Tymczasem historia Paula Williamsa potoczyła się znacznie smutniejszym torem i brutalny nokaut Martineza nie miał na nią żadnego wpływu. W 2011 roku ambitny „Punisher” pokonał dwóch cenionych rywali: Erislandy Larę (15-1-1, 10 KO) i Nobuhiro Ishidę (24-6-2, 9 KO) i dzięki temu na 15 września 2012 roku zaplanowano jego wielki pojedynek z popularnym i gwarantującym ogromną gażę Saulem „Canelo” Alvarezem (40-0-1, 29 KO). Wydawało się, że świat znowu stoi dla 31-latka otworem. Niestety 27 maja jadący motorem na wesele swojego brata Leona do Atlanty Paul miał tragiczny w skutkach wypadek.

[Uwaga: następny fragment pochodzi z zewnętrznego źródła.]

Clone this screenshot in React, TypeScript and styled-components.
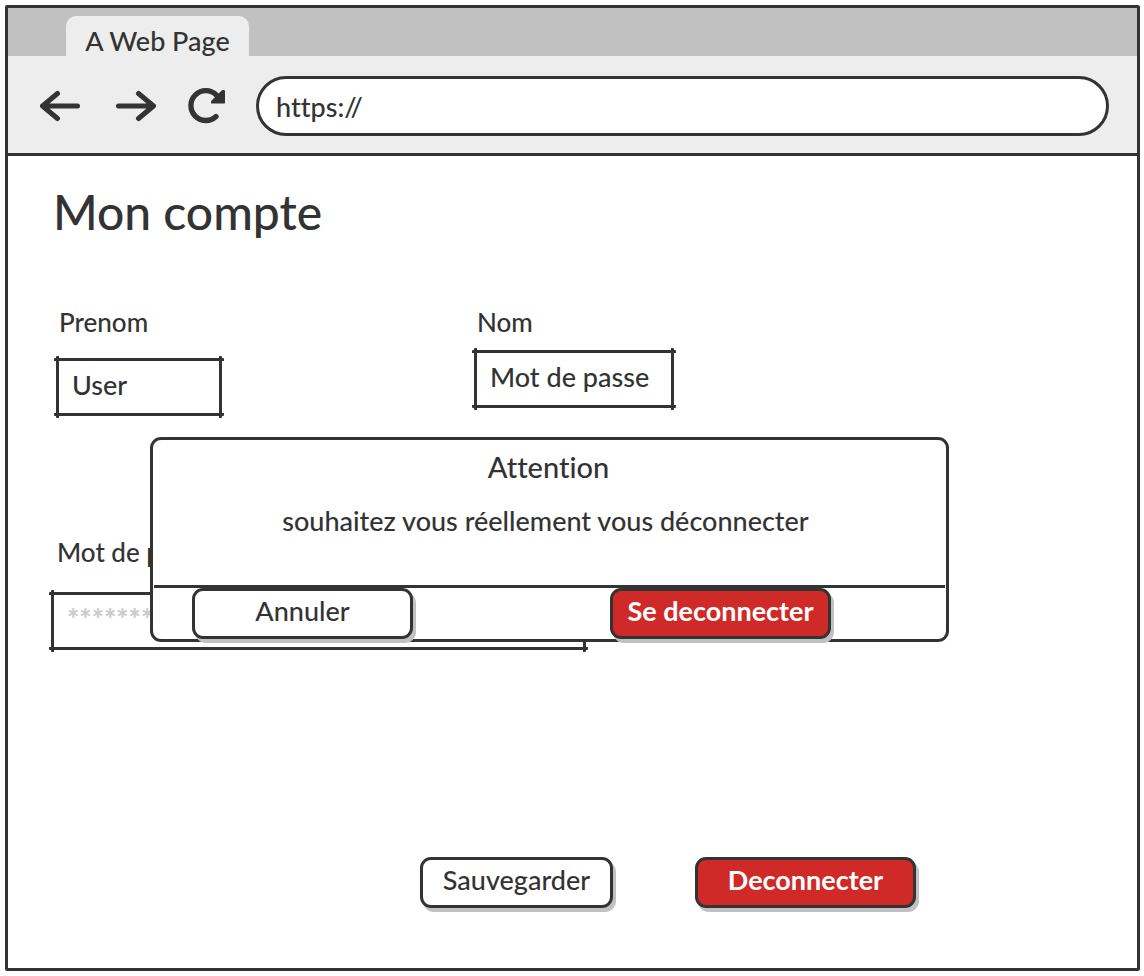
import React from "react";
import styled, { createGlobalStyle, css } from "styled-components";

const ink = "#333333";
const red = "#cf2a27";
const shadow = "#c1c1c1";

const GlobalStyle = createGlobalStyle`
  *, *::before, *::after { box-sizing: border-box; }
  body {
    margin: 0;
    background: #ffffff;
    color: ${ink};
    font: 500 27px/32px Lato, "Liberation Sans", sans-serif;
    font-variant-ligatures: none;
  }
  input, button {
    font: inherit;
    font-variant-ligatures: none;
    color: inherit;
  }
`;

const Screen = styled.div`
  display: flex;
  min-height: 100vh;
  padding: 5px 4px 5px 5px;
`;

const BrowserWindow = styled.div`
  position: relative;
  display: flex;
  flex-direction: column;
  flex: 1;
  min-width: 0;
  border: 3px solid ${ink};
  border-radius: 2px;
`;

const TabStrip = styled.div`
  display: flex;
  align-items: flex-end;
  height: 48px;
  padding-left: 58px;
  background: ${shadow};
`;

const Tab = styled.div`
  display: flex;
  align-items: center;
  justify-content: center;
  width: 183px;
  height: 40px;
  padding-top: 10px;
  border-radius: 10px 10px 0 0;
  background: #ededed;
`;

const Toolbar = styled.div`
  display: flex;
  align-items: center;
  height: 100px;
  padding: 2px 28px 0 32px;
  border-bottom: 3px solid ${ink};
  background: #ededed;
`;

const NavButtons = styled.div`
  display: flex;
  gap: 36px;
  margin-right: 30px;
`;

const IconButton = styled.button`
  display: flex;
  padding: 0;
  border: 0;
  background: none;
  cursor: pointer;
`;

const AddressBar = styled.input`
  flex: 1;
  min-width: 0;
  height: 60px;
  padding: 2px 17px 0;
  border: 3px solid ${ink};
  border-radius: 30px;
  background: #ffffff;
  outline: none;
`;

const Content = styled.main`
  display: flex;
  flex-direction: column;
  padding: 28px 43px 60px;
`;

const Title = styled.h1`
  margin: 0 0 66px;
  padding-left: 2px;
  font-size: 48px;
  font-weight: 500;
  line-height: 56px;
`;

const FieldRow = styled.div`
  display: flex;
  align-items: flex-start;
  gap: 252px;
  padding-left: 5px;
  margin-bottom: 120px;
`;

const Field = styled.div<{ $width: number; $gap: number; $indent: number }>`
  display: flex;
  flex-direction: column;
  gap: ${(p) => p.$gap}px;
  width: ${(p) => p.$width}px;

  label {
    padding-left: ${(p) => p.$indent}px;
    font-size: 26px;
  }
`;

/* Pencil-style outline: each pair of strokes runs slightly past the corners. */
const InputFrame = styled.div`
  position: relative;
  height: 58px;

  &::before,
  &::after {
    content: "";
    position: absolute;
    border: 0 solid ${ink};
    border-radius: 1px;
    pointer-events: none;
  }
  &::before {
    inset: 0 -2px;
    border-width: 3px 0;
  }
  &::after {
    inset: -2px 0;
    border-width: 0 3px;
  }
`;

const TextInput = styled.input`
  width: 100%;
  height: 100%;
  padding: 0 16px 5px;
  border: 0;
  background: transparent;
  outline: none;

  &::placeholder {
    color: #cccccc;
    font-size: 29px;
    font-weight: 900;
    opacity: 1;
  }
`;

const Button = styled.button<{ $danger?: boolean; $width: number }>`
  width: ${(p) => p.$width}px;
  height: 51px;
  padding: 0 0 6px;
  border: 3px solid ${ink};
  border-radius: 11px;
  background: #ffffff;
  box-shadow: 3px 4px 0 ${shadow};
  white-space: nowrap;
  cursor: pointer;
  ${(p) =>
    p.$danger &&
    css`
      background: ${red};
      color: #ffffff;
      font-weight: 700;
    `}
`;

const PageActions = styled.div`
  display: flex;
  gap: 82px;
  padding-left: 369px;
  margin-top: 207px;
`;

const Dialog = styled.div`
  position: absolute;
  top: 429px;
  left: 142px;
  right: 188px;
  border: 3px solid ${ink};
  border-radius: 11px;
  background: #ffffff;
  text-align: center;
`;

const DialogTitle = styled.h2`
  margin: 0;
  padding: 11px 2px 0 0;
  font-size: 29px;
  font-weight: 500;
  line-height: 32px;
`;

const DialogMessage = styled.p`
  margin: 0;
  padding: 22px 8px 48px 0;
`;

const DialogActions = styled.div`
  display: flex;
  justify-content: space-between;
  height: 54px;
  margin: 0 1px;
  padding: 0 114px 0 38px;
  border-top: 3px solid ${ink};
`;

const ArrowIcon = ({ flip = false }: { flip?: boolean }) => (
  <svg width="40" height="36" viewBox="0 0 40 36" fill="none" stroke={ink} strokeWidth="5" strokeLinecap="round" strokeLinejoin="round" aria-hidden="true">
    {flip ? <path d="M2.500 18H37M22.500 5.500L37.500 18L22.500 30.500" /> : <path d="M37.500 18H3M17.500 5.500L2.500 18L17.500 30.500" />}
  </svg>
);

const ReloadIcon = () => (
  <svg width="34" height="36" viewBox="4 0 34 36" fill="none" overflow="visible" aria-hidden="true">
    <path d="M28 28.500A14.900 14.900 0 1 1 28.500 7.200" stroke={ink} strokeWidth="5.300" strokeLinecap="round" />
    <path d="M35.800 3.200V14.400H24.200V13.600L34.800 3.200Z" fill={ink} stroke={ink} strokeWidth="2.400" strokeLinejoin="round" />
  </svg>
);

export default function App() {
  return (
    <>
      <GlobalStyle />
      <Screen>
        <BrowserWindow>
          <TabStrip>
            <Tab>A Web Page</Tab>
          </TabStrip>
          <Toolbar>
            <NavButtons>
              <IconButton type="button" aria-label="Back"><ArrowIcon /></IconButton>
              <IconButton type="button" aria-label="Forward"><ArrowIcon flip /></IconButton>
              <IconButton type="button" aria-label="Reload"><ReloadIcon /></IconButton>
            </NavButtons>
            <AddressBar type="text" aria-label="Address" defaultValue="https://" />
          </Toolbar>
          <Content>
            <Title>Mon compte</Title>
            <FieldRow>
              <Field $width={166} $gap={20} $indent={3}>
                <label htmlFor="prenom">Prenom</label>
                <InputFrame>
                  <TextInput id="prenom" type="text" defaultValue="User" />
                </InputFrame>
              </Field>
              <Field $width={200} $gap={12} $indent={3}>
                <label htmlFor="nom">Nom</label>
                <InputFrame>
                  <TextInput id="nom" type="text" defaultValue="Mot de passe" />
                </InputFrame>
              </Field>
            </FieldRow>
            <Field $width={535} $gap={24} $indent={6}>
              <label htmlFor="password">Mot de passe</label>
              <InputFrame>
                <TextInput id="password" type="password" placeholder="********" />
              </InputFrame>
            </Field>
            <PageActions>
              <Button type="button" $width={193}>Sauvegarder</Button>
              <Button type="button" $width={221} $danger>Deconnecter</Button>
            </PageActions>
          </Content>
          <Dialog role="dialog" aria-labelledby="dialog-title" aria-describedby="dialog-message">
            <DialogTitle id="dialog-title">Attention</DialogTitle>
            <DialogMessage id="dialog-message">souhaitez vous réellement vous déconnecter</DialogMessage>
            <DialogActions>
              <Button type="button" $width={221}>Annuler</Button>
              <Button type="button" $width={221} $danger>Se deconnecter</Button>
            </DialogActions>
          </Dialog>
        </BrowserWindow>
      </Screen>
    </>
  );
}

Przez błąd kierowcy samochodu ten świetny i będący w sile wieku sportowiec, który na swoim rozkładzie miał m.in. takie nazwiska jak chociażby Mitchell, Margarito, Quintana, Phillips, Wright, czy Cintron, został sparaliżowany od pasa w dół, a jego życie i plany rozsypały się jak domek z kart.

Na szczęście nie poddał się i według najbliższych nigdy nie przestał się uśmiechać. Jego pierwszy i jedyny trener, a zarazem mentor George Peterson, który towarzyszył mu od 15 roku życia, kiedy to Paul zawitał po raz pierwszy do jego klubu bokserskiego „Final Round Gym” w Aiken, twierdzi, że jego podopieczny to idealny przykład niezłomności charakteru i pogody ducha niezależnie od sytuacji życiowej.

Aktualnie Paul Williams prowadzi razem z przyjacielem z dzieciństwa Jamesem Forrestem klub „Team Punish3ers Boxing Gym” w mieście North Augusta w Południowej Karolinie oraz fundację swego imienia. Paul, mimo iż jest przykuty do wózka, z powodzeniem trenuje młodych amatorów pięściarstwa i marzących o sukcesach zawodowców.

- Te zajęcia to dla mnie droga ucieczki od smutnej rzeczywistości. Sposób, aby utrzymać się na wodzie i nie zaprzątać sobie głowy smutnymi myślami – tłumaczy Paul. – Dziękuję Bogu, że wciąż oddycham, że wciąż mogę oglądać wschody słońca. Dziękuję za wszystko, co osiągnąłem w życiu, za moje wspaniałe dzieci. Przecież zawsze mogło być gorzej – dodaje puszczając oko z uśmiechem.  

„Los musi się dopełnić, nie można go zmienić ani uniknąć, choćby prowadził w przepaść” – Ryszard Kapuściński.